In January 1987, the IRS issued Revenue Ruling 87-41, which listed 20 factors to consider for classifying a worker. None of the factors are controlling, and no weighting is assigned, so determinations with that ruling are still subjective. But, it added some considerations to the common law definition of an employee, which generally centers around how much an employer controls a worker.
In February 2009, the Treasury Inspector General for Tax Administration issued a report recommending a program to re-address the worker classification issue, and Congress introduced a handful of bills aimed at protecting the rights of workers while raising revenues for the Treasury.
Important Precautions
Not only can a company be randomly chosen for the IRS study, but an investigation into the company’s employment practices could be initiated when an independent contractor applies for unemployment compensation and discovers he was never classified as an employee.

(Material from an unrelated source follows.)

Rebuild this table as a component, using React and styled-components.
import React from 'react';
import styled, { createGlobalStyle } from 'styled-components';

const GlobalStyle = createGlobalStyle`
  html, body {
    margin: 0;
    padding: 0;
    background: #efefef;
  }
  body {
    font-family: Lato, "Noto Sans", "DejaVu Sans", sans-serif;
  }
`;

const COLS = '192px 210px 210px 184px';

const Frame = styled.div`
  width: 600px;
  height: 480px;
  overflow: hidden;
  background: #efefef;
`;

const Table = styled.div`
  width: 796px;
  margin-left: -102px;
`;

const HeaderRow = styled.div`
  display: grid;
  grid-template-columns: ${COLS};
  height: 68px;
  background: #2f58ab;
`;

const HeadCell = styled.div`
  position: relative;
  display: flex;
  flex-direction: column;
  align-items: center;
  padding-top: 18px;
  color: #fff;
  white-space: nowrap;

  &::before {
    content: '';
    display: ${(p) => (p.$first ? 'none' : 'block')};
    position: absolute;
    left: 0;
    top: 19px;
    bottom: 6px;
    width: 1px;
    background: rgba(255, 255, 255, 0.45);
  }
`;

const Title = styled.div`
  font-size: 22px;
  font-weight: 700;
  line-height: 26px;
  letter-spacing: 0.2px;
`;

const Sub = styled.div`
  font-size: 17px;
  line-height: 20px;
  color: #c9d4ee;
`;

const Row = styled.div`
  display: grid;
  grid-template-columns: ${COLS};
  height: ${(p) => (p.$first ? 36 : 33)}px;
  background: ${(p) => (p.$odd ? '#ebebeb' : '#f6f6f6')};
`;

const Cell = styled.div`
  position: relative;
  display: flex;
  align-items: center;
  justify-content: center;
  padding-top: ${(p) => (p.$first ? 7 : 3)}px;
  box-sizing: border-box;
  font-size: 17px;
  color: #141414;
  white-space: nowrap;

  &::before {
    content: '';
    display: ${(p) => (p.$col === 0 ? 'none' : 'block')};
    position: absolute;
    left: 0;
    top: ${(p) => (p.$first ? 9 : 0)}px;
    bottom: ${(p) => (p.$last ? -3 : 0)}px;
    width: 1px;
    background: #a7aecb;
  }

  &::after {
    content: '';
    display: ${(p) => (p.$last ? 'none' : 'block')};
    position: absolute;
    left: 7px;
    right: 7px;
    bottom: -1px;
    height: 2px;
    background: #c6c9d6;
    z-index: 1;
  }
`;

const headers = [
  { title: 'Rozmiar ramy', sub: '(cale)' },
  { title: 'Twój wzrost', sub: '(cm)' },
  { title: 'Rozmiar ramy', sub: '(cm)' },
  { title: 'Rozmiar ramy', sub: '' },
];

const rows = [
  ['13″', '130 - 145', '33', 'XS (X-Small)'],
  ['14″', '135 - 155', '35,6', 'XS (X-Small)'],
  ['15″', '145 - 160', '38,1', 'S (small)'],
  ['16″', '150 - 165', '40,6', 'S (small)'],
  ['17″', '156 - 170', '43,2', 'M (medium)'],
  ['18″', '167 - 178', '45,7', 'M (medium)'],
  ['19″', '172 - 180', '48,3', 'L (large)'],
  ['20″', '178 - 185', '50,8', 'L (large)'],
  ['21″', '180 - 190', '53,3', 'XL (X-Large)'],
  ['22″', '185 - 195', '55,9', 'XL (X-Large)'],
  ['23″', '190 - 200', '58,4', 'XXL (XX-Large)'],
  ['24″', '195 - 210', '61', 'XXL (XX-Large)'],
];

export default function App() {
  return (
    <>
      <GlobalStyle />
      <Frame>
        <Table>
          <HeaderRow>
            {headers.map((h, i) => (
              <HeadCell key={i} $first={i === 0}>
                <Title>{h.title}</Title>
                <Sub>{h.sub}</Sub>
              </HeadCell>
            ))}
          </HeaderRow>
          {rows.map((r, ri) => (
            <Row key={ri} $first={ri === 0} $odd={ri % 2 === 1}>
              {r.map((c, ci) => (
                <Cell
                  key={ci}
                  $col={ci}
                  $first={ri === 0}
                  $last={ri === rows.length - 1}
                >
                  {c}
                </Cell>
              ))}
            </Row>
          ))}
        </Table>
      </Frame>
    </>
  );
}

A construction company also should be careful when paying for occasional “casual” labor: a non-business, non-routine service, such as refrigerator repair or grass cutting at a residence. Any further commitment may be considered domestic employment subject to payroll taxes.
Correcting a situation could cause a problem, too. For example, if a company determines that a worker previously categorized as an independent contractor should actually be an employee, issuing a W-2 and a 1099 form in the same year could be a red flag. If a worker is borderline, the best plan might be to strengthen his position as an independent contractor rather than switch him to employee status. While workers can have dual status by performing more than one type of task for compensation, it might be best to switch an employee at the beginning of the next year so that both a W-2 and a 1099 form are not issued to the same individual in the same year.
Although employees often cost the company more in payroll taxes and fringe benefits, some savings could be incurred. For example, independent contractors do not figure into the calculation of the Section 199 Domestic Production Activities Deduction (DPAD). Wages are a part of the calculation, but payments to independent contractors are not. A company may have a greater DPAD deduction with more employees and fewer independent contractors.
Because the exposure for misclassification is higher now than in the past, construction companies should operate as if they will be audited. Take account of all workers, the tasks they perform, and the process for determining the correct classification. Review the rules and the application of those rules on a regular basis. If a worker still falls into the independent contractor category, be sure to strengthen the worker-employer relationship and the supporting documentation so the independent contractor status is beyond question.
Companies also should ensure they have signed agreements with their independent contractors and that 1099 forms have been filed properly.
With a basic understanding of the issues and the rules—and strong documentation—any contractor can survive a worker classification audit.